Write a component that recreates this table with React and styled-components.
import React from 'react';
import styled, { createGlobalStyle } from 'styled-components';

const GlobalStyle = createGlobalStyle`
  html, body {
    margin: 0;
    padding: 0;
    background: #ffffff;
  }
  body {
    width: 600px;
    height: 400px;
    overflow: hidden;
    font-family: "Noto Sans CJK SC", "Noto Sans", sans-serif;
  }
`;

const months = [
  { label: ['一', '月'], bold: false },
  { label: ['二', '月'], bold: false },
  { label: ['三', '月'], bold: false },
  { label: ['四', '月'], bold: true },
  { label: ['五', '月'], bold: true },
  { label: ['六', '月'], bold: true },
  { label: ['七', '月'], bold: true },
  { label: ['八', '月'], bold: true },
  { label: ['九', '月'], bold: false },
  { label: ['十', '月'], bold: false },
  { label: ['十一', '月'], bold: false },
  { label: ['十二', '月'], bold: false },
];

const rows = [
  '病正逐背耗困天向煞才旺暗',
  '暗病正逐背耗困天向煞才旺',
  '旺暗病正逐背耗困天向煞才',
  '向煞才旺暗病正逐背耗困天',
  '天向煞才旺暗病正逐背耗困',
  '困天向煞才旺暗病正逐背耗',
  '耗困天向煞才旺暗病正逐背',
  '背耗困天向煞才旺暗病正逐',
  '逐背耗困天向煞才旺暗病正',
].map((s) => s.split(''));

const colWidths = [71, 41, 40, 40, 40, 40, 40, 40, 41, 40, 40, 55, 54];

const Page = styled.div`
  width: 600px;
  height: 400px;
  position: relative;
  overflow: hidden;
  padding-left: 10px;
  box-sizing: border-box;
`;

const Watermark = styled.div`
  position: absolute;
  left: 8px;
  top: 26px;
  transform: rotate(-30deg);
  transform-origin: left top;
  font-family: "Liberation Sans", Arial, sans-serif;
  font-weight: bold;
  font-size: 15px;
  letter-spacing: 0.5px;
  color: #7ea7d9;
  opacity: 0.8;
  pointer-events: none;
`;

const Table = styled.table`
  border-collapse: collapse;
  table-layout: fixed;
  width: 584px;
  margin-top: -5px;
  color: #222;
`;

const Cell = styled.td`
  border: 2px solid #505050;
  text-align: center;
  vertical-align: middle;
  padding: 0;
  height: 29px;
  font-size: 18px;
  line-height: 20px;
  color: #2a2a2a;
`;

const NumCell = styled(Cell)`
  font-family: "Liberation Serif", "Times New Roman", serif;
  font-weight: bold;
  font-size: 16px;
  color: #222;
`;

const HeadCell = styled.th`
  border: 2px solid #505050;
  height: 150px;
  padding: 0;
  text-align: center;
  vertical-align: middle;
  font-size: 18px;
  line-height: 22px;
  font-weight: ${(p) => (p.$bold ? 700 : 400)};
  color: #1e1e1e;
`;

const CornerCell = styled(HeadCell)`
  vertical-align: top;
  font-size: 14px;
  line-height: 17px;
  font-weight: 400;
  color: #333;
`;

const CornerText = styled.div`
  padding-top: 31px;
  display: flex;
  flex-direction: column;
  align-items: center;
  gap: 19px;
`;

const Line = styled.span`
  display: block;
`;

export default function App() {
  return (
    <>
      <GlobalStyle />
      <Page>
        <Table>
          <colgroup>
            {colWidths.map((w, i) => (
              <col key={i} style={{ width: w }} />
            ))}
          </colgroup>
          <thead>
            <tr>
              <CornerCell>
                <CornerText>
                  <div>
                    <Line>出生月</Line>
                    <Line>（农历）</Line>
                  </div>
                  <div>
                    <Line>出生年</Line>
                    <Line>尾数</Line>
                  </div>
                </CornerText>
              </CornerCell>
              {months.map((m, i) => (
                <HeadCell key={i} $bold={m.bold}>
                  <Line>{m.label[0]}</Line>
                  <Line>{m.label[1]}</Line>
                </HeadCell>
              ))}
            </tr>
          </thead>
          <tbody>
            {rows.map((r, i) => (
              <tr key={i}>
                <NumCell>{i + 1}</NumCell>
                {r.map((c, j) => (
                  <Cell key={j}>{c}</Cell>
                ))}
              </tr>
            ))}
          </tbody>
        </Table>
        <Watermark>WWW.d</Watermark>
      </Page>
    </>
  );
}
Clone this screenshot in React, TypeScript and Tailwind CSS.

__________

→ Short exercise
Restate the whole listing exactly.

→ Task output
Write a component that recreates this table with React and styled-components.
import React from 'react';
import styled, { createGlobalStyle } from 'styled-components';

const GlobalStyle = createGlobalStyle`
  html, body {
    margin: 0;
    padding: 0;
    background: #ffffff;
  }
  body {
    width: 600px;
    height: 400px;
    overflow: hidden;
    font-family: "Noto Sans CJK SC", "Noto Sans", sans-serif;
  }
`;

const months = [
  { label: ['一', '月'], bold: false },
  { label: ['二', '月'], bold: false },
  { label: ['三', '月'], bold: false },
  { label: ['四', '月'], bold: true },
  { label: ['五', '月'], bold: true },
  { label: ['六', '月'], bold: true },
  { label: ['七', '月'], bold: true },
  { label: ['八', '月'], bold: true },
  { label: ['九', '月'], bold: false },
  { label: ['十', '月'], bold: false },
  { label: ['十一', '月'], bold: false },
  { label: ['十二', '月'], bold: false },
];

const rows = [
  '病正逐背耗困天向煞才旺暗',
  '暗病正逐背耗困天向煞才旺',
  '旺暗病正逐背耗困天向煞才',
  '向煞才旺暗病正逐背耗困天',
  '天向煞才旺暗病正逐背耗困',
  '困天向煞才旺暗病正逐背耗',
  '耗困天向煞才旺暗病正逐背',
  '背耗困天向煞才旺暗病正逐',
  '逐背耗困天向煞才旺暗病正',
].map((s) => s.split(''));

const colWidths = [71, 41, 40, 40, 40, 40, 40, 40, 41, 40, 40, 55, 54];

const Page = styled.div`
  width: 600px;
  height: 400px;
  position: relative;
  overflow: hidden;
  padding-left: 10px;
  box-sizing: border-box;
`;

const Watermark = styled.div`
  position: absolute;
  left: 8px;
  top: 26px;
  transform: rotate(-30deg);
  transform-origin: left top;
  font-family: "Liberation Sans", Arial, sans-serif;
  font-weight: bold;
  font-size: 15px;
  letter-spacing: 0.5px;
  color: #7ea7d9;
  opacity: 0.8;
  pointer-events: none;
`;

const Table = styled.table`
  border-collapse: collapse;
  table-layout: fixed;
  width: 584px;
  margin-top: -5px;
  color: #222;
`;

const Cell = styled.td`
  border: 2px solid #505050;
  text-align: center;
  vertical-align: middle;
  padding: 0;
  height: 29px;
  font-size: 18px;
  line-height: 20px;
  color: #2a2a2a;
`;

const NumCell = styled(Cell)`
  font-family: "Liberation Serif", "Times New Roman", serif;
  font-weight: bold;
  font-size: 16px;
  color: #222;
`;

const HeadCell = styled.th`
  border: 2px solid #505050;
  height: 150px;
  padding: 0;
  text-align: center;
  vertical-align: middle;
  font-size: 18px;
  line-height: 22px;
  font-weight: ${(p) => (p.$bold ? 700 : 400)};
  color: #1e1e1e;
`;

const CornerCell = styled(HeadCell)`
  vertical-align: top;
  font-size: 14px;
  line-height: 17px;
  font-weight: 400;
  color: #333;
`;

const CornerText = styled.div`
  padding-top: 31px;
  display: flex;
  flex-direction: column;
  align-items: center;
  gap: 19px;
`;

const Line = styled.span`
  display: block;
`;

export default function App() {
  return (
    <>
      <GlobalStyle />
      <Page>
        <Table>
          <colgroup>
            {colWidths.map((w, i) => (
              <col key={i} style={{ width: w }} />
            ))}
          </colgroup>
          <thead>
            <tr>
              <CornerCell>
                <CornerText>
                  <div>
                    <Line>出生月</Line>
                    <Line>（农历）</Line>
                  </div>
                  <div>
                    <Line>出生年</Line>
                    <Line>尾数</Line>
                  </div>
                </CornerText>
              </CornerCell>
              {months.map((m, i) => (
                <HeadCell key={i} $bold={m.bold}>
                  <Line>{m.label[0]}</Line>
                  <Line>{m.label[1]}</Line>
                </HeadCell>
              ))}
            </tr>
          </thead>
          <tbody>
            {rows.map((r, i) => (
              <tr key={i}>
                <NumCell>{i + 1}</NumCell>
                {r.map((c, j) => (
                  <Cell key={j}>{c}</Cell>
                ))}
              </tr>
            ))}
          </tbody>
        </Table>
        <Watermark>WWW.d</Watermark>
      </Page>
    </>
  );
}
Clone this screenshot in React, TypeScript and Tailwind CSS.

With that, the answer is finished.